Philosophy of the Arts


Performers of classical music

Performers of classical music seem better off than pop or jazz musicians, in that in classical music the relevance of the score for the performance is uncontested. You don’t (always) have to invent your means to bring a score to life; in large measure, you must make sure to perform it correctly. Maybe, however, this is only the beginning of succesful performance of classical music?

In much popular music, especially in jazz maybe, ‘anything goes’. This seems due to the ultimate style in jazz, free jazz, the absolutization of improvisation, collective improvisation. In Europe we speak of ‘improvized music’ to express the idea that there are no rules.
Presently, and we see this in all the arts, not only in contemporary music: we face the paradigm of creativity head-on. We refuse to take for granted any of the rules we developed in the past.
I don’t really believe that performers of classical music are really better off. The challenge for a musician to transform the notes in the score into music by ‘playing’ (what is that) the instrument of choice, can be as difficult.

There is something in this development for us: a deep recognition of the value of making, of turning inert material into something valuable. Turning it into something people can connect to.
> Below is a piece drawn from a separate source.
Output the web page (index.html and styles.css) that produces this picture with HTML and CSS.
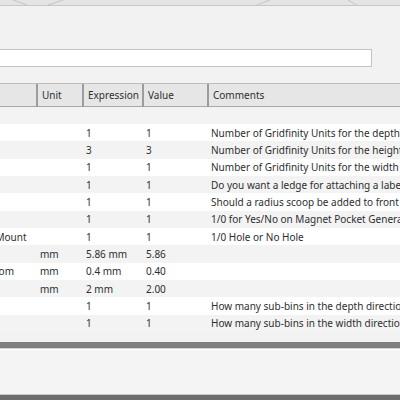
FILE: index.html
```html
<!DOCTYPE html>
<html>
	<head>
		<title>Parameters</title>
		<meta name="viewport" content="width=device-width, initial-scale=1">
		<link rel="stylesheet" href="styles.css">
	</head>
	<body>

		<div class="tabStrip">
			<svg class="tabEdges" width="400" height="6" viewBox="0 0 400 6">
				<path d="M13 0 L27 5 M48 5 L63 0 M257 5 L270 0 M348 0 L358 6" stroke="#c4c4c4" stroke-width="1" fill="none"/>
			</svg>
		</div>

		<div class="panel">
			<div class="filterRow">
				<input class="filterBox" type="text">
			</div>

			<div class="gridWrap">
				<table class="grid">
					<colgroup>
						<col class="colName">
						<col class="colUnit">
						<col class="colExpr">
						<col class="colValue">
						<col class="colComment">
					</colgroup>
					<thead>
						<tr>
							<th>Name</th>
							<th>Unit</th>
							<th>Expression</th>
							<th>Value</th>
							<th>Comments</th>
						</tr>
					</thead>
					<tbody>
						<tr class="groupRow"><td>User Parameters</td><td></td><td></td><td></td><td></td></tr>
						<tr><td>BinDepth</td><td></td><td>1</td><td>1</td><td>Number of Gridfinity Units for the depth</td></tr>
						<tr><td>BinHeight</td><td></td><td>3</td><td>3</td><td>Number of Gridfinity Units for the height</td></tr>
						<tr><td>BinWidth</td><td></td><td>1</td><td>1</td><td>Number of Gridfinity Units for the width</td></tr>
						<tr><td>LabelLedge</td><td></td><td>1</td><td>1</td><td>Do you want a ledge for attaching a label</td></tr>
						<tr><td>FrontScoop</td><td></td><td>1</td><td>1</td><td>Should a radius scoop be added to front</td></tr>
						<tr><td>MagnetPockets</td><td></td><td>1</td><td>1</td><td>1/0 for Yes/No on Magnet Pocket Generation</td></tr>
						<tr><td>MagnetScrewHoleMount</td><td></td><td>1</td><td>1</td><td>1/0 Hole or No Hole</td></tr>
						<tr><td>LipHeight</td><td>mm</td><td>5.86 mm</td><td>5.86</td><td></td></tr>
						<tr><td>BaseClearanceBottom</td><td>mm</td><td>0.4 mm</td><td>0.40</td><td></td></tr>
						<tr><td>WallWidth</td><td>mm</td><td>2 mm</td><td>2.00</td><td></td></tr>
						<tr><td>DepthBins</td><td></td><td>1</td><td>1</td><td>How many sub-bins in the depth direction</td></tr>
						<tr><td>WidthBins</td><td></td><td>1</td><td>1</td><td>How many sub-bins in the width direction</td></tr>
					</tbody>
				</table>
			</div>
		</div>

		<div class="scrollBar"></div>

		<div class="footer"></div>
		<div class="bottomBar"></div>

	</body>
</html>
```

FILE: styles.css
```css
body
{
	margin: 0;
	width: 400px;
	height: 400px;
	overflow: hidden;
	background-color: #f2f2f2;
	font-family: "Noto Sans", "Open Sans", sans-serif;
	font-size: 10px;
	color: #2e2e2e;
}

.tabStrip
{
	height: 5px;
	background-color: #e4e4e4;
	border-bottom: 1px solid #c8c8c8;
}

.tabEdges
{
	display: block;
}

.panel
{
	background-color: #f2f2f2;
	height: 336px;
}

.filterRow
{
	padding-top: 43px;
	height: 18px;
}

.filterBox
{
	display: block;
	box-sizing: border-box;
	margin: 0 0 0 -2px;
	width: 374px;
	height: 18px;
	padding: 0;
	border: 1px solid #c4c4c4;
	background-color: white;
	outline: none;
}

.gridWrap
{
	margin-top: 16px;
	overflow: hidden;
	height: 258px;
	border-top: 1px solid #bcbcbc;
}

.grid
{
	margin-left: -93px;
	table-layout: fixed;
	border-collapse: collapse;
	width: 700px;
	line-height: 12px;
}

.colName { width: 130px; }
.colUnit { width: 46px; }
.colExpr { width: 60px; }
.colValue { width: 65px; }
.colComment { width: 399px; }

.grid th
{
	box-sizing: border-box;
	height: 22px;
	padding: 0 0 0 4px;
	text-align: left;
	font-weight: normal;
	font-size: 10px;
	color: #2e2e2e;
	background-color: #e6e6e6;
	border-right: 2px solid #9c9c9c;
	border-bottom: 1px solid #a8a8a8;
	white-space: nowrap;
	overflow: hidden;
}

.grid td
{
	box-sizing: border-box;
	height: 17.35px;
	padding: 0 0 0 3px;
	white-space: nowrap;
	overflow: hidden;
	background-color: white;
}

.grid tr:nth-child(odd) td
{
	background-color: #f3f3f3;
}

.grid .groupRow td
{
	height: 18px;
	background-color: #f0f0f0;
	color: #f0f0f0;
}

.scrollBar
{
	height: 6px;
	background-color: #7e7e7e;
	border-bottom: 1px solid #d0d0d0;
}

.footer
{
	height: 44px;
	background-color: #f4f4f4;
	border-top: 1px solid white;
	border-bottom: 1px solid #c8c8c8;
}

.bottomBar
{
	height: 10px;
	background-color: #6c6c6c;
}
```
2 Responses to “Performers of classical music”

  1. rob

    I am puzzled that you would think I am harsh on pop-music. I have made it my habit to always defend pop against the onslaught of aestheticians who prefer (for logical arguments) scored music over music with a clear societal relevance such as pop and jazz.
    I know that at all levels someone can mess up a song, exactly!
    What interests me is: What happens in such a case?

    To say something more interesting about that, we must assume that we can actually hear the musician making music.

    — van Gerwen, Rob. 2011. “Hearing Musicians Making Music. A Critique of Roger Scruton’s notion of “Acousmatic Experience”.” Journal of Aesthetics and Art Criticism, vol. (In Press).

  2. Frederick

    Dear Rob,
    Musical notation leaves a lot to interprete between the notes.
    And even the songwriter himself can mess up his own song one day
    not being able to get in the right vibe and give a perfect redition the next day. It is a form of art, no exact science.
    So don’t make a myth of those jazz players, it is difficult enough to perform a song as it was meant to be. Improvisation disconnects it from the original, so in a way that makes it easier.
    I’ve read your music blogs, some are harsh on pop-music.
    That Jazz connects to you, not to me, I’m sorry.
    I think music connects to us… not the other way around.
    Was it Wollheim? I say Wollheim was wrong, it’s a two way communication.